Loin d’un procès d’intention, il s’agit ici d’interroger la cohérence d’un modèle.
Le trail élite vante la nature… tout en contribuant à la fragiliser
Le trail moderne, dans sa version élite et globalisée, se heurte à une contradiction majeure : vanter une connexion profonde à la nature tout en multipliant les déplacements aériens, les partenariats commerciaux et les équipements à usage court. Ce paradoxe n’épargne personne, pas même celles et ceux qui prennent la parole publiquement pour défendre la montagne.

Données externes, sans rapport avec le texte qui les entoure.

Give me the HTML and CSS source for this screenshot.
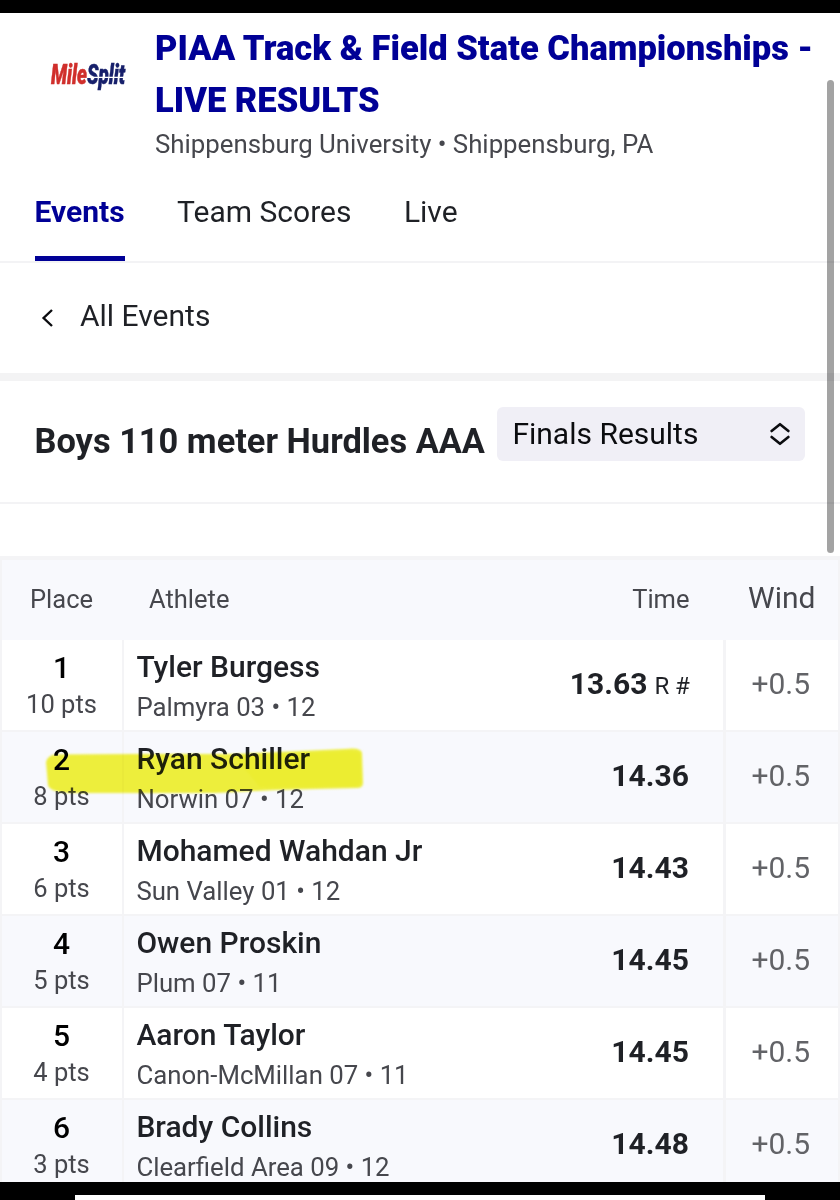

Certaines figures du trail professionnel incarnent cette tension permanente entre conviction personnelle et réalité du terrain. Parmi elles, une athlète comme Hillary Gerardi illustre parfaitement cette dualité. Sa trajectoire, son engagement et sa sincérité personnelle méritent le respect. Mais certaines de ses déclarations récentes, croisées à ses choix de vie d’athlète, mettent en lumière une tension plus large. Celle qui traverse l’ensemble du trail professionnel : peut-on défendre la montagne et continuer à fonctionner dans un système qui la fragilise ?
Kilian Jornet incarne à lui seul ce tiraillement
En 2020, dans une interview accordée au Nouvel Observateur, il déclarait très clairement :
« Ces dix dernières années, j’ai voyagé si frénétiquement en avion que mon mode de vie a été catastrophique pour l’environnement. J’ai été le plus mauvais exemple. »
Ces mots forts semblaient marquer un tournant. À l’époque, il venait de lancer sa fondation environnementale, affichant la volonté de réduire son impact et de devenir plus cohérent avec ses valeurs. Mais cinq ans plus tard, le constat est plus ambivalent. L’année 2025 l’a vu enchaîner les massifs dans le cadre du projet States of Elevation, avec une logistique lourde, des milliers de kilomètres, et des transports multiples, dont l’avion.
Ce projet, certes spectaculaire et ambitieux, illustre à nouveau l’écart entre les déclarations et la réalité du terrain. La contradiction persiste.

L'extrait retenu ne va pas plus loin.